Output the material word for word. Leave each picture out.

* **SUPPLIED INFORMATION**
- - - - - - -

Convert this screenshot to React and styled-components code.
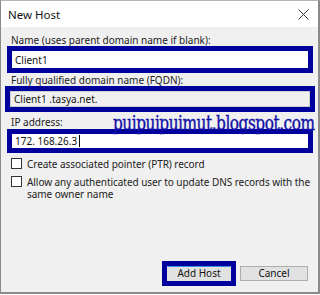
import React from "react";
import styled, { createGlobalStyle } from "styled-components";

const Global = createGlobalStyle`
  html, body { margin: 0; padding: 0; background: #ffffff; }
  body { font-family: "Noto Sans", "Liberation Sans", sans-serif; }
  * { box-sizing: border-box; }
`;

const NAVY = "#00009c";

const Window = styled.div`
  position: relative;
  width: 320px;
  height: 294px;
  display: flex;
  flex-direction: column;
  border-top: 1px solid #b4b4b4;
  border-left: 1px solid #8a8a8a;
  border-right: 2px solid #8a8a8a;
  border-bottom: 2px solid #8a8a8a;
  background: #f0f0f0;
  color: #1a1a1a;
`;

const TitleBar = styled.div`
  height: 26px;
  flex: none;
  display: flex;
  align-items: center;
  justify-content: space-between;
  background: #ffffff;
  padding: 0 9px 0 7px;
  font-size: 11.5px;
  color: #111;
`;

const Close = styled.svg`
  width: 11px;
  height: 11px;
  display: block;
`;

const Content = styled.div`
  flex: 1;
  display: flex;
  flex-direction: column;
  padding: 7px 5px 0 6px;
`;

const Label = styled.div`
  font-size: 10px;
  line-height: 12px;
  height: ${(p) => p.$h || 12}px;
  margin-top: ${(p) => p.$mt || 0}px;
  padding-left: 4px;
  color: #222;
  white-space: nowrap;
`;

const Highlight = styled.div`
  border: 5px solid ${NAVY};
  height: ${(p) => p.$h}px;
  margin: ${(p) => p.$m || "0"};
  display: flex;
`;

const Field = styled.div`
  flex: 1;
  display: flex;
  align-items: center;
  padding-left: 3px;
  font-size: 10px;
  color: #111;
  background: ${(p) => (p.$disabled ? "#f0f0f0" : "#ffffff")};
  border: ${(p) => (p.$disabled ? "1px solid #cfcfcf" : "none")};
  white-space: nowrap;
`;

const Caret = styled.span`
  display: inline-block;
  width: 1px;
  height: 12px;
  background: #000;
  margin-left: 2px;
`;

const Checks = styled.div`
  display: flex;
  flex-direction: column;
  gap: 6px;
  margin-top: 5px;
  padding-left: 4px;
`;

const CheckRow = styled.label`
  display: flex;
  align-items: flex-start;
  gap: 5px;
  font-size: 10px;
  line-height: 12px;
  color: #222;
  white-space: nowrap;
  letter-spacing: -0.05px;
`;

const Box = styled.span`
  flex: none;
  width: 11px;
  height: 11px;
  border: 1px solid #333;
  background: #fff;
`;

const Buttons = styled.div`
  margin-top: auto;
  margin-bottom: 6px;
  display: flex;
  justify-content: flex-end;
  align-items: center;
  gap: 4px;
  padding-right: 5px;
`;

const DefaultRing = styled.div`
  border: 5px solid ${NAVY};
  width: 74px;
  height: 25px;
  display: flex;
`;

const Button = styled.button`
  width: ${(p) => p.$w}px;
  height: 15px;
  padding: 0;
  font-family: inherit;
  font-size: 10px;
  line-height: 13px;
  color: #111;
  background: #e1e1e1;
  border: 1px solid ${(p) => (p.$default ? "#e1e1e1" : "#adadad")};
  border-top-color: ${(p) => (p.$default ? "#3d8fe0" : "#adadad")};
  flex: ${(p) => (p.$default ? 1 : "none")};
`;

const Watermark = styled.div`
  position: absolute;
  left: 112px;
  top: 112px;
  font-family: "DejaVu Serif", "Liberation Serif", serif;
  font-stretch: condensed;
  font-size: 17px;
  line-height: 18px;
  color: #1010a8;
  letter-spacing: -0.45px;
  white-space: nowrap;
  transform: scaleY(1.15);
  transform-origin: 0 0;
  -webkit-text-stroke: 0.3px #1010a8;
`;

export default function App() {
  return (
    <>
      <Global />
      <Window>
        <TitleBar>
          <span>New Host</span>
          <Close viewBox="0 0 11 11">
            <path d="M0.5 0.5 L10.5 10.5 M10.5 0.5 L0.5 10.5" stroke="#333" strokeWidth="1" fill="none" />
          </Close>
        </TitleBar>
        <Content>
          <Label $h={12}>Name (uses parent domain name if blank):</Label>
          <Highlight $h={27}>
            <Field>Client1</Field>
          </Highlight>
          <Label $h={13} $mt={1}>Fully qualified domain name (FQDN):</Label>
          <Highlight $h={26} $m="-1px -2px 0 -2px">
            <Field $disabled>Client1 .tasya.net.</Field>
          </Highlight>
          <Label $h={13} $mt={4}>IP address:</Label>
          <Highlight $h={24}>
            <Field>
              172. 168.26.3
              <Caret />
            </Field>
          </Highlight>
          <Checks>
            <CheckRow>
              <Box />
              <span>Create associated pointer (PTR) record</span>
            </CheckRow>
            <CheckRow>
              <Box />
              <span>
                Allow any authenticated user to update DNS records with the
                <br />
                same owner name
              </span>
            </CheckRow>
          </Checks>
          <Buttons>
            <DefaultRing>
              <Button $default $w={64}>Add Host</Button>
            </DefaultRing>
            <Button $w={68}>Cancel</Button>
          </Buttons>
        </Content>
        <Watermark>puipuipuimut.blogspot.com</Watermark>
      </Window>
    </>
  );
}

- - - - - - -

* **ANSWER TO THIS EXERCISE**
Convert this screenshot to React and styled-components code.
import React from "react";
import styled, { createGlobalStyle } from "styled-components";

const Global = createGlobalStyle`
  html, body { margin: 0; padding: 0; background: #ffffff; }
  body { font-family: "Noto Sans", "Liberation Sans", sans-serif; }
  * { box-sizing: border-box; }
`;

const NAVY = "#00009c";

const Window = styled.div`
  position: relative;
  width: 320px;
  height: 294px;
  display: flex;
  flex-direction: column;
  border-top: 1px solid #b4b4b4;
  border-left: 1px solid #8a8a8a;
  border-right: 2px solid #8a8a8a;
  border-bottom: 2px solid #8a8a8a;
  background: #f0f0f0;
  color: #1a1a1a;
`;

const TitleBar = styled.div`
  height: 26px;
  flex: none;
  display: flex;
  align-items: center;
  justify-content: space-between;
  background: #ffffff;
  padding: 0 9px 0 7px;
  font-size: 11.5px;
  color: #111;
`;

const Close = styled.svg`
  width: 11px;
  height: 11px;
  display: block;
`;

const Content = styled.div`
  flex: 1;
  display: flex;
  flex-direction: column;
  padding: 7px 5px 0 6px;
`;

const Label = styled.div`
  font-size: 10px;
  line-height: 12px;
  height: ${(p) => p.$h || 12}px;
  margin-top: ${(p) => p.$mt || 0}px;
  padding-left: 4px;
  color: #222;
  white-space: nowrap;
`;

const Highlight = styled.div`
  border: 5px solid ${NAVY};
  height: ${(p) => p.$h}px;
  margin: ${(p) => p.$m || "0"};
  display: flex;
`;

const Field = styled.div`
  flex: 1;
  display: flex;
  align-items: center;
  padding-left: 3px;
  font-size: 10px;
  color: #111;
  background: ${(p) => (p.$disabled ? "#f0f0f0" : "#ffffff")};
  border: ${(p) => (p.$disabled ? "1px solid #cfcfcf" : "none")};
  white-space: nowrap;
`;

const Caret = styled.span`
  display: inline-block;
  width: 1px;
  height: 12px;
  background: #000;
  margin-left: 2px;
`;

const Checks = styled.div`
  display: flex;
  flex-direction: column;
  gap: 6px;
  margin-top: 5px;
  padding-left: 4px;
`;

const CheckRow = styled.label`
  display: flex;
  align-items: flex-start;
  gap: 5px;
  font-size: 10px;
  line-height: 12px;
  color: #222;
  white-space: nowrap;
  letter-spacing: -0.05px;
`;

const Box = styled.span`
  flex: none;
  width: 11px;
  height: 11px;
  border: 1px solid #333;
  background: #fff;
`;

const Buttons = styled.div`
  margin-top: auto;
  margin-bottom: 6px;
  display: flex;
  justify-content: flex-end;
  align-items: center;
  gap: 4px;
  padding-right: 5px;
`;

const DefaultRing = styled.div`
  border: 5px solid ${NAVY};
  width: 74px;
  height: 25px;
  display: flex;
`;

const Button = styled.button`
  width: ${(p) => p.$w}px;
  height: 15px;
  padding: 0;
  font-family: inherit;
  font-size: 10px;
  line-height: 13px;
  color: #111;
  background: #e1e1e1;
  border: 1px solid ${(p) => (p.$default ? "#e1e1e1" : "#adadad")};
  border-top-color: ${(p) => (p.$default ? "#3d8fe0" : "#adadad")};
  flex: ${(p) => (p.$default ? 1 : "none")};
`;

const Watermark = styled.div`
  position: absolute;
  left: 112px;
  top: 112px;
  font-family: "DejaVu Serif", "Liberation Serif", serif;
  font-stretch: condensed;
  font-size: 17px;
  line-height: 18px;
  color: #1010a8;
  letter-spacing: -0.45px;
  white-space: nowrap;
  transform: scaleY(1.15);
  transform-origin: 0 0;
  -webkit-text-stroke: 0.3px #1010a8;
`;

export default function App() {
  return (
    <>
      <Global />
      <Window>
        <TitleBar>
          <span>New Host</span>
          <Close viewBox="0 0 11 11">
            <path d="M0.5 0.5 L10.5 10.5 M10.5 0.5 L0.5 10.5" stroke="#333" strokeWidth="1" fill="none" />
          </Close>
        </TitleBar>
        <Content>
          <Label $h={12}>Name (uses parent domain name if blank):</Label>
          <Highlight $h={27}>
            <Field>Client1</Field>
          </Highlight>
          <Label $h={13} $mt={1}>Fully qualified domain name (FQDN):</Label>
          <Highlight $h={26} $m="-1px -2px 0 -2px">
            <Field $disabled>Client1 .tasya.net.</Field>
          </Highlight>
          <Label $h={13} $mt={4}>IP address:</Label>
          <Highlight $h={24}>
            <Field>
              172. 168.26.3
              <Caret />
            </Field>
          </Highlight>
          <Checks>
            <CheckRow>
              <Box />
              <span>Create associated pointer (PTR) record</span>
            </CheckRow>
            <CheckRow>
              <Box />
              <span>
                Allow any authenticated user to update DNS records with the
                <br />
                same owner name
              </span>
            </CheckRow>
          </Checks>
          <Buttons>
            <DefaultRing>
              <Button $default $w={64}>Add Host</Button>
            </DefaultRing>
            <Button $w={68}>Cancel</Button>
          </Buttons>
        </Content>
        <Watermark>puipuipuimut.blogspot.com</Watermark>
      </Window>
    </>
  );
}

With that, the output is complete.